- [WORK REQUIRED]: Output all lines exactly, with nothing added or dropped.
◇ ◇ ◇ ◇ ◇ ◇ ◇
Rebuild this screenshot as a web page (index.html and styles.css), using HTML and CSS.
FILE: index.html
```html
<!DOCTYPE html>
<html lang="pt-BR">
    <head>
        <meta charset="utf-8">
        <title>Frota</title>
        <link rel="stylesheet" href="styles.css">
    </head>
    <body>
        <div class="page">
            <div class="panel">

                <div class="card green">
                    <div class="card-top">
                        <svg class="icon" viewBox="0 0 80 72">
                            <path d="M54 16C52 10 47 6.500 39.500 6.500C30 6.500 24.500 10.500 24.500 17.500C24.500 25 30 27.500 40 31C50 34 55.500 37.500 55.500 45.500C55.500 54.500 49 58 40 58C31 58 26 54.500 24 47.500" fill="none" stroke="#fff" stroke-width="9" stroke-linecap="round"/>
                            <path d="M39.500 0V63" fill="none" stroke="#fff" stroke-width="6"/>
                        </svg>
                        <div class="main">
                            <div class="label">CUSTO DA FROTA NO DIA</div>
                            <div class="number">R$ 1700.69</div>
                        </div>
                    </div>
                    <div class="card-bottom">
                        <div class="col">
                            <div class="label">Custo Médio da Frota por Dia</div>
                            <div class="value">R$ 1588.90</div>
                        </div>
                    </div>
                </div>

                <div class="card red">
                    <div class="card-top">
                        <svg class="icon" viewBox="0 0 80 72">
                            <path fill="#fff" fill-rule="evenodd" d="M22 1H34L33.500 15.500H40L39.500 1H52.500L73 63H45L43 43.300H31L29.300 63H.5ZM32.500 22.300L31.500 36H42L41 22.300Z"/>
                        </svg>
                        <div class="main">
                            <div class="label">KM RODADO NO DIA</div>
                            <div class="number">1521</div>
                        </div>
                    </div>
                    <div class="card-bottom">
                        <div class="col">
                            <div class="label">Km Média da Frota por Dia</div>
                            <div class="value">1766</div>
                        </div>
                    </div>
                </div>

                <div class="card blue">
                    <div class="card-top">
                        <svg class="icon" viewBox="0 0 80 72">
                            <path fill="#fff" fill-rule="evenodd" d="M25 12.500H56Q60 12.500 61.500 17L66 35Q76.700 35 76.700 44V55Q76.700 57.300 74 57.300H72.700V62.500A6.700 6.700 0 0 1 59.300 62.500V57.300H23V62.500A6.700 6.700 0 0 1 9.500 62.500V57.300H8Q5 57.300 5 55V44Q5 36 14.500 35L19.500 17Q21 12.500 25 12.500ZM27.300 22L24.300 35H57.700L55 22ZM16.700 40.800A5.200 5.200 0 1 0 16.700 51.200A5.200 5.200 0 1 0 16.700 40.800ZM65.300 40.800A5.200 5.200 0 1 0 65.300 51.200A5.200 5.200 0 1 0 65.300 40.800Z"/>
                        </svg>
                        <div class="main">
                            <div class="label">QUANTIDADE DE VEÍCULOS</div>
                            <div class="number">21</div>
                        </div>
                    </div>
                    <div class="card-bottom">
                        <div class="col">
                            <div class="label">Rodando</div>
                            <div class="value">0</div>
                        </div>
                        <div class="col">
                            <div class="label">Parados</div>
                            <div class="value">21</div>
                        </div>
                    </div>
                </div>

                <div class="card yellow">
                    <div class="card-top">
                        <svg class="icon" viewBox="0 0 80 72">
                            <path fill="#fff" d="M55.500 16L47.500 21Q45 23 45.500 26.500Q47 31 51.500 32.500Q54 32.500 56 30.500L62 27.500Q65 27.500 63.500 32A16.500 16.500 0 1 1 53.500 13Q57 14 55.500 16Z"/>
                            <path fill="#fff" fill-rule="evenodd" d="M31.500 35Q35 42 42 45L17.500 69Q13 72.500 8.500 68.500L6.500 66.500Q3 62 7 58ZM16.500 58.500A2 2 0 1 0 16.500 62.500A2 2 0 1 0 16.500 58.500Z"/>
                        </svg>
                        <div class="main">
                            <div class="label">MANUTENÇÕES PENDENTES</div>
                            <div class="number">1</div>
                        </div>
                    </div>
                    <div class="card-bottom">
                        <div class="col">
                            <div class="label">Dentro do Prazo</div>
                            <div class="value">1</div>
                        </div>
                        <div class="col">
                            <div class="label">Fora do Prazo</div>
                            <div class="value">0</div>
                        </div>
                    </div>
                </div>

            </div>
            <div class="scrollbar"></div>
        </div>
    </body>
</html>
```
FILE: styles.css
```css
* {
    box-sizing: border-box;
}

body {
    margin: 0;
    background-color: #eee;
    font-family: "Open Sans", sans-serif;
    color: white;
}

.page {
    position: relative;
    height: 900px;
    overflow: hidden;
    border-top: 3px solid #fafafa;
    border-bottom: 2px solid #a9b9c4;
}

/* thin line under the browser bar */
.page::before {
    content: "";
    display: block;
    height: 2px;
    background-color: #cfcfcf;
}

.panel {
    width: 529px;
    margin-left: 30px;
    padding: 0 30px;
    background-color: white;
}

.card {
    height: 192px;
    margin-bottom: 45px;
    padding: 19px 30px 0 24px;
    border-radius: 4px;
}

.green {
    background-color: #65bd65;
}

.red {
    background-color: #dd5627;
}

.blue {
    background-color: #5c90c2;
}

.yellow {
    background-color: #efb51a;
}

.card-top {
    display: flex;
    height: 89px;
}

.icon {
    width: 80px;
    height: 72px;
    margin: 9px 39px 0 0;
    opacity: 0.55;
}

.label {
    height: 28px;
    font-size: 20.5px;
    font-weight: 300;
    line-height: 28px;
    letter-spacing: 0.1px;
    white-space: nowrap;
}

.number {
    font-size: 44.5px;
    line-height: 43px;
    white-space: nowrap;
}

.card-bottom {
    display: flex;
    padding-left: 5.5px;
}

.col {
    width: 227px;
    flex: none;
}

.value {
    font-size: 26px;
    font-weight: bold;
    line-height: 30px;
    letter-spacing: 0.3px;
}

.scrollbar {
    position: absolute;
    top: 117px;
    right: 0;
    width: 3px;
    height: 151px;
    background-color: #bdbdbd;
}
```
◇ ◇ ◇ ◇ ◇ ◇ ◇
- [PROBLEM SOLUTION]:
Rebuild this screenshot as a web page (index.html and styles.css), using HTML and CSS.
FILE: index.html
```html
<!DOCTYPE html>
<html lang="pt-BR">
    <head>
        <meta charset="utf-8">
        <title>Frota</title>
        <link rel="stylesheet" href="styles.css">
    </head>
    <body>
        <div class="page">
            <div class="panel">

                <div class="card green">
                    <div class="card-top">
                        <svg class="icon" viewBox="0 0 80 72">
                            <path d="M54 16C52 10 47 6.500 39.500 6.500C30 6.500 24.500 10.500 24.500 17.500C24.500 25 30 27.500 40 31C50 34 55.500 37.500 55.500 45.500C55.500 54.500 49 58 40 58C31 58 26 54.500 24 47.500" fill="none" stroke="#fff" stroke-width="9" stroke-linecap="round"/>
                            <path d="M39.500 0V63" fill="none" stroke="#fff" stroke-width="6"/>
                        </svg>
                        <div class="main">
                            <div class="label">CUSTO DA FROTA NO DIA</div>
                            <div class="number">R$ 1700.69</div>
                        </div>
                    </div>
                    <div class="card-bottom">
                        <div class="col">
                            <div class="label">Custo Médio da Frota por Dia</div>
                            <div class="value">R$ 1588.90</div>
                        </div>
                    </div>
                </div>

                <div class="card red">
                    <div class="card-top">
                        <svg class="icon" viewBox="0 0 80 72">
                            <path fill="#fff" fill-rule="evenodd" d="M22 1H34L33.500 15.500H40L39.500 1H52.500L73 63H45L43 43.300H31L29.300 63H.5ZM32.500 22.300L31.500 36H42L41 22.300Z"/>
                        </svg>
                        <div class="main">
                            <div class="label">KM RODADO NO DIA</div>
                            <div class="number">1521</div>
                        </div>
                    </div>
                    <div class="card-bottom">
                        <div class="col">
                            <div class="label">Km Média da Frota por Dia</div>
                            <div class="value">1766</div>
                        </div>
                    </div>
                </div>

                <div class="card blue">
                    <div class="card-top">
                        <svg class="icon" viewBox="0 0 80 72">
                            <path fill="#fff" fill-rule="evenodd" d="M25 12.500H56Q60 12.500 61.500 17L66 35Q76.700 35 76.700 44V55Q76.700 57.300 74 57.300H72.700V62.500A6.700 6.700 0 0 1 59.300 62.500V57.300H23V62.500A6.700 6.700 0 0 1 9.500 62.500V57.300H8Q5 57.300 5 55V44Q5 36 14.500 35L19.500 17Q21 12.500 25 12.500ZM27.300 22L24.300 35H57.700L55 22ZM16.700 40.800A5.200 5.200 0 1 0 16.700 51.200A5.200 5.200 0 1 0 16.700 40.800ZM65.300 40.800A5.200 5.200 0 1 0 65.300 51.200A5.200 5.200 0 1 0 65.300 40.800Z"/>
                        </svg>
                        <div class="main">
                            <div class="label">QUANTIDADE DE VEÍCULOS</div>
                            <div class="number">21</div>
                        </div>
                    </div>
                    <div class="card-bottom">
                        <div class="col">
                            <div class="label">Rodando</div>
                            <div class="value">0</div>
                        </div>
                        <div class="col">
                            <div class="label">Parados</div>
                            <div class="value">21</div>
                        </div>
                    </div>
                </div>

                <div class="card yellow">
                    <div class="card-top">
                        <svg class="icon" viewBox="0 0 80 72">
                            <path fill="#fff" d="M55.500 16L47.500 21Q45 23 45.500 26.500Q47 31 51.500 32.500Q54 32.500 56 30.500L62 27.500Q65 27.500 63.500 32A16.500 16.500 0 1 1 53.500 13Q57 14 55.500 16Z"/>
                            <path fill="#fff" fill-rule="evenodd" d="M31.500 35Q35 42 42 45L17.500 69Q13 72.500 8.500 68.500L6.500 66.500Q3 62 7 58ZM16.500 58.500A2 2 0 1 0 16.500 62.500A2 2 0 1 0 16.500 58.500Z"/>
                        </svg>
                        <div class="main">
                            <div class="label">MANUTENÇÕES PENDENTES</div>
                            <div class="number">1</div>
                        </div>
                    </div>
                    <div class="card-bottom">
                        <div class="col">
                            <div class="label">Dentro do Prazo</div>
                            <div class="value">1</div>
                        </div>
                        <div class="col">
                            <div class="label">Fora do Prazo</div>
                            <div class="value">0</div>
                        </div>
                    </div>
                </div>

            </div>
            <div class="scrollbar"></div>
        </div>
    </body>
</html>
```
FILE: styles.css
```css
* {
    box-sizing: border-box;
}

body {
    margin: 0;
    background-color: #eee;
    font-family: "Open Sans", sans-serif;
    color: white;
}

.page {
    position: relative;
    height: 900px;
    overflow: hidden;
    border-top: 3px solid #fafafa;
    border-bottom: 2px solid #a9b9c4;
}

/* thin line under the browser bar */
.page::before {
    content: "";
    display: block;
    height: 2px;
    background-color: #cfcfcf;
}

.panel {
    width: 529px;
    margin-left: 30px;
    padding: 0 30px;
    background-color: white;
}

.card {
    height: 192px;
    margin-bottom: 45px;
    padding: 19px 30px 0 24px;
    border-radius: 4px;
}

.green {
    background-color: #65bd65;
}

.red {
    background-color: #dd5627;
}

.blue {
    background-color: #5c90c2;
}

.yellow {
    background-color: #efb51a;
}

.card-top {
    display: flex;
    height: 89px;
}

.icon {
    width: 80px;
    height: 72px;
    margin: 9px 39px 0 0;
    opacity: 0.55;
}

.label {
    height: 28px;
    font-size: 20.5px;
    font-weight: 300;
    line-height: 28px;
    letter-spacing: 0.1px;
    white-space: nowrap;
}

.number {
    font-size: 44.5px;
    line-height: 43px;
    white-space: nowrap;
}

.card-bottom {
    display: flex;
    padding-left: 5.5px;
}

.col {
    width: 227px;
    flex: none;
}

.value {
    font-size: 26px;
    font-weight: bold;
    line-height: 30px;
    letter-spacing: 0.3px;
}

.scrollbar {
    position: absolute;
    top: 117px;
    right: 0;
    width: 3px;
    height: 151px;
    background-color: #bdbdbd;
}
```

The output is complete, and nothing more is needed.